ANAYASA Mahkemesi (AYM), öğrencisine cinsel istismarda bulundğu suçlamasıyla disiplin cezası alan lise öğretmeninin, 'özel hayata saygı hakkı ve haberleşme hürriyetinin ihlal edildiği' iddiasıyla yaptığı bireysel başvuruyu haksız buldu.
Lisede öğretmen olan C.E. hakkında öğrencisi R.D.’ye yönelik 'çocuğun nitelikli cinsel istismarı’ suçundan Cumhuriyet Başsavcılığı soruşturma açtı. Soruşturma kapsamında mahkeme kararıyla C.E'nin evinde yapılan aramada bilgisayara el konuldu. Bilgisayarda yapılan teknik incelemede C.E. ile öğrencisi R.D. arasında 'MSN' haberleşme programı yoluyla yapıldığı ileri sürülen görüşme ve mesaj kayıtları tespit edildi. Başsavcılık söz konusu kayıtları, 'öğrenci-öğretmen ilişkisine ters ve toplum ahlak kurallarına aykırı olduğu' tespitiyle İl Milli Eğitim Müdürlüğü'ne gönderdi. Hakkında disiplin soruşturması başlatılan C.E. için 'meslekten çıkarma cezası' teklif edildi.
ÖĞRETMENLİK MESLEĞİYLE BAĞDAŞMAYAN İDDİALAR
Yüksek Disiplin Kurulu tarafından teklifin geri çevrilmesi üzerine düzenlenen ikinci müfettiş raporunda C.E'nin öğrencisi ile öğrenci-öğretmen ilişkisine ters ve toplum ahlak kurallarına aykırı yazışmalar yaptığı, öğrencisini uygunsuz ilişkilere teşvik ettiği ve evini kullandırarak öğrencisinin bu evde başka bir erkekle cinsel ilişkiye girmesine müsaade ettiği belirtilerek tespit edilen eylemlerin ahlak kuralları ve öğretmenlik mesleği ile bağdaşmayan davranışlar olduğu vurgulandı. C.E’ye önce 1 yıl kademe ilerlemesi durdurma cezası verildi; ancak cezanın brüt aylığının dörtte birinin kesilmesi şeklinde uygulanması kararlaştırıldı.
İHLAL YOK
C.E'nin disiplin cezasının iptali istemiyle açtığı dava reddedildi.

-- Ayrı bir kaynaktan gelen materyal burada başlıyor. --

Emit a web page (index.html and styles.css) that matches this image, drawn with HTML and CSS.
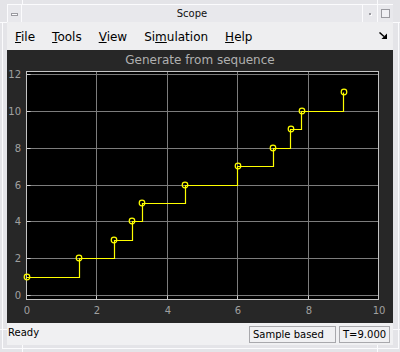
FILE: index.html
```html
<!DOCTYPE html>
<html lang="en">
<head>
    <meta charset="UTF-8">
    <title>Scope</title>
    <link rel="stylesheet" href="styles.css">
</head>
<body>
    <div class="frame">
        <!-- window manager corner grips -->
        <span class="grip grip-tl-v"></span>
        <span class="grip grip-tl-h"></span>
        <span class="grip grip-tr-v"></span>
        <span class="grip grip-tr-h"></span>
        <span class="grip grip-bl-v"></span>
        <span class="grip grip-bl-h"></span>
        <span class="grip grip-br-v"></span>
        <span class="grip grip-br-h"></span>

        <div class="titlebar">
            <span class="tb-btn tb-menu"><span class="dash"></span></span>
            <span class="tb-title">Scope</span>
            <span class="tb-btn tb-min"><span class="dot"></span></span>
            <span class="tb-btn tb-max"><span class="box"></span></span>
        </div>

        <div class="menubar">
            <span class="menu"><u>F</u>ile</span>
            <span class="menu"><u>T</u>ools</span>
            <span class="menu"><u>V</u>iew</span>
            <span class="menu">Si<u>m</u>ulation</span>
            <span class="menu"><u>H</u>elp</span>
            <svg class="dock" width="8" height="7" viewBox="0 0 8 7">
                <path d="M0.5 0.5 L5 4.5" stroke="#000" stroke-width="1.5"/>
                <path d="M8 1.5 V7 H2.5 Z" fill="#000"/>
            </svg>
        </div>

        <div class="scope">
            <svg class="plot" width="386" height="273" viewBox="0 0 386 273">
                <text class="plot-title" x="193" y="14">Generate from sequence</text>
                <rect x="19.5" y="21.5" width="352" height="228" fill="#000"/>

                <!-- grid -->
                <g class="grid">
                    <path d="M89.5 21.5 V249.5 M160.5 21.5 V249.5 M230.5 21.5 V249.5 M301.5 21.5 V249.5"/>
                    <path d="M19.5 24.5 H371.5 M19.5 61.5 H371.5 M19.5 98.5 H371.5 M19.5 135.5 H371.5 M19.5 171.5 H371.5 M19.5 208.5 H371.5 M19.5 245.5 H371.5"/>
                </g>

                <!-- ticks -->
                <g class="ticks">
                    <path d="M89.5 249.5 v-4 M160.5 249.5 v-4 M230.5 249.5 v-4 M301.5 249.5 v-4"/>
                    <path d="M19.5 24.5 h4 M19.5 61.5 h4 M19.5 98.5 h4 M19.5 135.5 h4 M19.5 171.5 h4 M19.5 208.5 h4 M19.5 245.5 h4"/>
                </g>
                <rect class="axes-box" x="19.5" y="21.5" width="352" height="228"/>

                <!-- y labels -->
                <g class="ylabels">
                    <text x="14" y="28">12</text>
                    <text x="14" y="65">10</text>
                    <text x="14" y="102">8</text>
                    <text x="14" y="139">6</text>
                    <text x="14" y="175">4</text>
                    <text x="14" y="212">2</text>
                    <text x="14" y="249">0</text>
                </g>

                <!-- x labels -->
                <g class="xlabels">
                    <text x="20" y="264">0</text>
                    <text x="90" y="264">2</text>
                    <text x="161" y="264">4</text>
                    <text x="231" y="264">6</text>
                    <text x="302" y="264">8</text>
                    <text x="372" y="264">10</text>
                </g>

                <!-- data: step output -->
                <path class="trace" d="M19.5 227.5 H72.5 V208.5 H107.5 V190.5 H125.5 V171.5 H135.5 V153.5 H178.5 V135.5 H230.5 V116.5 H266.5 V98.5 H283.5 V79.5 H294.5 V61.5 H336.5 V42.5"/>
                <g class="marks">
                    <circle cx="20" cy="227" r="2.8"/>
                    <circle cx="72" cy="208" r="2.8"/>
                    <circle cx="107" cy="190" r="2.8"/>
                    <circle cx="125" cy="171" r="2.8"/>
                    <circle cx="135" cy="153" r="2.8"/>
                    <circle cx="178" cy="135" r="2.8"/>
                    <circle cx="231" cy="116" r="2.8"/>
                    <circle cx="266" cy="98" r="2.8"/>
                    <circle cx="284" cy="79" r="2.8"/>
                    <circle cx="295" cy="61" r="2.8"/>
                    <circle cx="337" cy="42" r="2.8"/>
                </g>
            </svg>
        </div>

        <div class="statusbar">
            <span class="status-msg">Ready</span>
            <span class="status-cell sample">Sample based</span>
            <span class="status-cell time">T=9.000</span>
        </div>
    </div>
</body>
</html>
```

FILE: styles.css
```css
/* reset */
* {
    margin: 0;
    padding: 0;
    box-sizing: border-box;
}

body {
    width: 400px;
    height: 352px;
    overflow: hidden;
    background: #e4e4e8;
    font-family: "DejaVu Sans", Verdana, sans-serif;
    color: #000;
}

/* window frame */
.frame {
    position: relative;
    width: 400px;
    height: 352px;
    padding: 4px 7px 7px;
    background: #e4e4e8;
    display: flex;
    flex-direction: column;
}

.frame::before {
    content: "";
    position: absolute;
    left: 2px;
    right: 1px;
    top: 22px;
    bottom: 3px;
    border: 1px solid #fbfbfd;
    border-top: none;
}

.grip {
    position: absolute;
    background: #fbfbfd;
}

.grip-tl-v { left: 22px; top: 0; width: 1px; height: 4px; }
.grip-tl-h { left: 0; top: 22px; width: 7px; height: 1px; }
.grip-tr-v { right: 22px; top: 0; width: 1px; height: 4px; }
.grip-tr-h { right: 0; top: 22px; width: 7px; height: 1px; }
.grip-bl-v { left: 22px; bottom: 0; width: 1px; height: 7px; }
.grip-bl-h { left: 0; bottom: 22px; width: 7px; height: 1px; }
.grip-br-v { right: 22px; bottom: 0; width: 1px; height: 7px; }
.grip-br-h { right: 0; bottom: 22px; width: 7px; height: 1px; }

/* title bar */
.titlebar {
    display: flex;
    height: 18px;
    border-top: 1px solid #fbfbfd;
    background: #e8e8ec;
    position: relative;
}

.tb-btn {
    width: 15px;
    display: flex;
    align-items: center;
    justify-content: center;
}

.tb-menu {
    border-left: 1px solid #fbfbfd;
    border-right: 1px solid #fbfbfd;
}

.tb-min {
    border-left: 1px solid #fbfbfd;
}

.tb-max {
    width: 16px;
    border-left: 1px solid #fbfbfd;
}

.tb-title {
    flex: 1;
    text-align: center;
    font-size: 10px;
    line-height: 17px;
    color: #111;
}

.dash {
    width: 7px;
    height: 3px;
    border: 1px solid #9a9aa0;
    background: #fbfbfd;
    margin-top: 1px;
}

.dot {
    width: 2px;
    height: 2px;
    background: #9a9aa0;
    box-shadow: 1px 1px 0 #fbfbfd;
}

.box {
    width: 9px;
    height: 9px;
    border: 1px solid #9a9aa0;
    background: #f0f0f4;
}

/* menu bar */
.menubar {
    display: flex;
    align-items: center;
    gap: 17px;
    height: 28px;
    padding: 2px 0 0 8px;
    background: #eeeef0;
    font-size: 12px;
}

.menu u {
    text-underline-offset: 1px;
}

.dock {
    margin-left: auto;
    margin-right: 6px;
    margin-top: -3px;
}

/* scope canvas */
.scope {
    height: 273px;
    background: #272727;
}

.plot {
    display: block;
    font-family: "DejaVu Sans", sans-serif;
}

.plot-title {
    fill: #b0b0b0;
    font-size: 12px;
    text-anchor: middle;
}

.grid path {
    stroke: #7c7c7c;
    stroke-width: 1;
    fill: none;
}

.ticks path {
    stroke: #d0d0d0;
    stroke-width: 1;
    fill: none;
}

.axes-box {
    fill: none;
    stroke: #c4c4c4;
    stroke-width: 1;
}

.ylabels text {
    fill: #a0a0a0;
    font-size: 10px;
    text-anchor: end;
}

.xlabels text {
    fill: #a0a0a0;
    font-size: 10px;
    text-anchor: middle;
}

.trace {
    fill: none;
    stroke: #ffff00;
    stroke-width: 1.2;
}

.marks circle {
    fill: none;
    stroke: #ffff00;
    stroke-width: 1.2;
}

/* status bar */
.statusbar {
    display: flex;
    align-items: center;
    height: 22px;
    gap: 3px;
    padding: 0 3px 0 1px;
    background: #f0f0f2;
    font-size: 10px;
}

.status-msg {
    flex: 1;
    margin-top: -3px;
}

.status-cell {
    height: 17px;
    line-height: 15px;
    border: 1px solid #a8a8ac;
    padding: 0 3px;
}

.sample {
    width: 87px;
}

.time {
    width: 51px;
}
```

Temyiz ve karar düzeltme talepleri de reddedilen C.E, 7 Ocak 2016 tarihinde Anayasa Mahkemesi’ne bireysel başvuruda bulundu. Anayasa Mahkemesi, Anayasa'nın 20 ve 22’nci maddelerinde güvence altına alınan özel hayata saygı hakkının ve haberleşme hürriyetinin ihlal edilmediğine karar verdi.